自由意志と空の緑

 ツイッターで仲良くしてくださっている、あるフォロワーさんがたまにブログを書いてる。全て読んでいるわけではないが、彼女のきめ細かくてそして少し自信がなくて、それでいて素直な文章に自分は右斜め上に少し惹かれている。それに感化されてブログを始めたと言ったら、気持ち悪いと思われるだろうか。出会ったことのない彼女の黄色いタンポポが高架下に吹く風に揺れているのを、ここにつらつらと書き留めるのは野暮だろうからここいらで口を閉じる。元彼がブログを書いていたからそれに倣って始めたことにしてみようかとも思うけど、正直彼のブログにも生き方にも羨望の念やある意味の畏敬の念抱いたことはあれ、憧れたことはないのでそうすると嘘をつくことになってしまう。

 では、どういう建前でブログを始めようか。いや、そもそもブログを始めるのに理由がいるのだろうか。何事にも始めるときには理由がいる。そこに私たちは意志を見出し、そこに漬け込んで何かしら責任を負わせようとする。あなたが自ら望んで始めたことは、何かしらの目的を達成するためにあなたのたゆみなき努力を持って続けられるべきであり、簡単に終わらせるべきではく、続けられないことや途中で投げ出すことは無責任である、そう言われる。その息苦しさや自由意志の有無について、または責任と依存症について國分功一郎の『中動態の世界』を引いて、ある程度(不十分ではあれ)語ることはできるけどその需要はあるのだろうか。書くことの責任を自分は負えるだろうか。

 そもそも、ブログというものはある世間の持つ需要に対する一種の個人的な供給なり得るだろうか。いや、たぶん、自由に書くということはそんな大層なものでも、陳腐なものでもない。その間にある気ままさとちょっとの苦しさは、空の中に在る緑に似ている。終わりゆく今日という日の黄と空の地の色の青とが溶け合う場所は緑になっていて、でも、誰もそんなこと気づかないで池袋で降りているみたいだし、どの画家も夕暮れの手前の空を描くときに緑を使わない。そして、意識しなければその緑は簡単に見落とされるし、いざ見ようと思っても誰もが見られるものでもない。別に、トトロのように子供には見えるのだとか、自分は神に選ばれた人間だから見えるだとか、そういうことを言いたいのではない。ただ、空は青で夕焼けは赤(またはオレンジ)だと信じて疑わない人や、「溶け合う」(という表現ですらしっくり来ていないくらいに黄色と青色と言う対象はもうそこで消失してしまっている)二色がそれぞれの領域を惜しみなく広げた結果、不意に触れてしまった結果できてしまったその緑色の中途半端さが許せない人は、その緑が見れないのだと自分は思う。男と女に、加害者と被害者に、先生と生徒に、好きと嫌いに、生と死に、全てを二分した世界で満足に生きているだけではきっとダメなんだろうと、思う。だから、もしまた自分が絵を描くことがあれば、そしてそのとき空を書くのであれば、必ず緑を使ってやると決めている。それもとびきり透明で曖昧でぼやけた緑を、表現する。表現されていることにすら通行人は気づかない形で自分はそれをするけど、別にそれでいい。あなたが気づいてくれれば、それでいい。

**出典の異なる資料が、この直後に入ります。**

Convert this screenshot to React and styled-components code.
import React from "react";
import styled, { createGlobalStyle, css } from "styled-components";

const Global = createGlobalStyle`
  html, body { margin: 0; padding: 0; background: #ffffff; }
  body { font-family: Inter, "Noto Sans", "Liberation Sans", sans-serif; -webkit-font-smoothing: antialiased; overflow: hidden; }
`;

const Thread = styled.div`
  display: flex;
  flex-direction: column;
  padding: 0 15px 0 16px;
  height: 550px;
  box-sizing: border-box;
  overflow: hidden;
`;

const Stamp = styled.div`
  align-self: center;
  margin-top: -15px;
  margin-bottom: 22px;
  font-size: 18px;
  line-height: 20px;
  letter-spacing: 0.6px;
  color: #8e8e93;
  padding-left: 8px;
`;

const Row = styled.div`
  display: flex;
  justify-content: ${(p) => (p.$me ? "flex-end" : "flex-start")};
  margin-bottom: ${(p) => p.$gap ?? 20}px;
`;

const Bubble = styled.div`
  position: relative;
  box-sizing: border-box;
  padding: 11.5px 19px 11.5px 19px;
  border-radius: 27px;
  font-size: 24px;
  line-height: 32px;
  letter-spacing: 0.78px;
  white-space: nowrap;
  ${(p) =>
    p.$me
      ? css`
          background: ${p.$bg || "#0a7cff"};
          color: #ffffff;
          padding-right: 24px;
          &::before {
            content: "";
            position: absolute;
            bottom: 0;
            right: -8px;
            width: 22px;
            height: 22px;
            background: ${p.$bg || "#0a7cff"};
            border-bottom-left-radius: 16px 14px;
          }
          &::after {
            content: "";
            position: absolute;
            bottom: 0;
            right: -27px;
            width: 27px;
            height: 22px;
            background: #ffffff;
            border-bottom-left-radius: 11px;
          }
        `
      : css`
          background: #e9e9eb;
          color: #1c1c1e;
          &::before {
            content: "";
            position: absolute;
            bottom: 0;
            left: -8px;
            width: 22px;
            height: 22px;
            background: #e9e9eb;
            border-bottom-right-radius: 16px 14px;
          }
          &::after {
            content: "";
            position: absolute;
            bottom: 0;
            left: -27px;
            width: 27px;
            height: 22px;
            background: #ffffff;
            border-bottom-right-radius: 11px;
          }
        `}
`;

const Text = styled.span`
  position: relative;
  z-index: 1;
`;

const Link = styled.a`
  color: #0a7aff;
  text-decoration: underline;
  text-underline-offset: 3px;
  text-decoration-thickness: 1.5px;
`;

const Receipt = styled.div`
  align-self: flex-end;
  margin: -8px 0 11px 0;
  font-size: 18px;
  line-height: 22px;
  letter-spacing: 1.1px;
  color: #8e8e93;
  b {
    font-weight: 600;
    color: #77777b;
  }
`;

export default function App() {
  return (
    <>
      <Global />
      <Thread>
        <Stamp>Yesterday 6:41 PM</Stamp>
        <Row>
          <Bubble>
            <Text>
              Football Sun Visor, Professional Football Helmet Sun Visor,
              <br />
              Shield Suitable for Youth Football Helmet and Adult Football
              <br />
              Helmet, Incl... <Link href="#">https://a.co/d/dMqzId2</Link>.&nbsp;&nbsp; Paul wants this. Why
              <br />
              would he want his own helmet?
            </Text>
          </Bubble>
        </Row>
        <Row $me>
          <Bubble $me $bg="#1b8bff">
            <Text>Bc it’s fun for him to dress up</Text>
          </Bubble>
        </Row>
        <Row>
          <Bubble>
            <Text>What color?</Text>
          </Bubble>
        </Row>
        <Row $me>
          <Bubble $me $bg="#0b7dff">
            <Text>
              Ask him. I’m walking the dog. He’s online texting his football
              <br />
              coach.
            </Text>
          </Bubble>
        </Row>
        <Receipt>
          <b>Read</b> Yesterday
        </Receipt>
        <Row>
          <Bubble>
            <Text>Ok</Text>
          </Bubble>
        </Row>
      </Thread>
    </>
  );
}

 とまあ、ここまではっきりと空の緑について語っているが、この話はここが初出ではなく、別の創作サイトでもしている。少しだけ。でも、誰がそれを見て、自分と同一人物だと思うだろう?一緒の人物だと思われたいわけではないけども、盗作だなんて言われたら心外だから一応言っておく。と言うか、僕らみんな両親の盗作だよ。罪はないけど。

 BGMに聞いているオンデマンドの動画が気づいたら終わっていた。今日はこれくらいにする。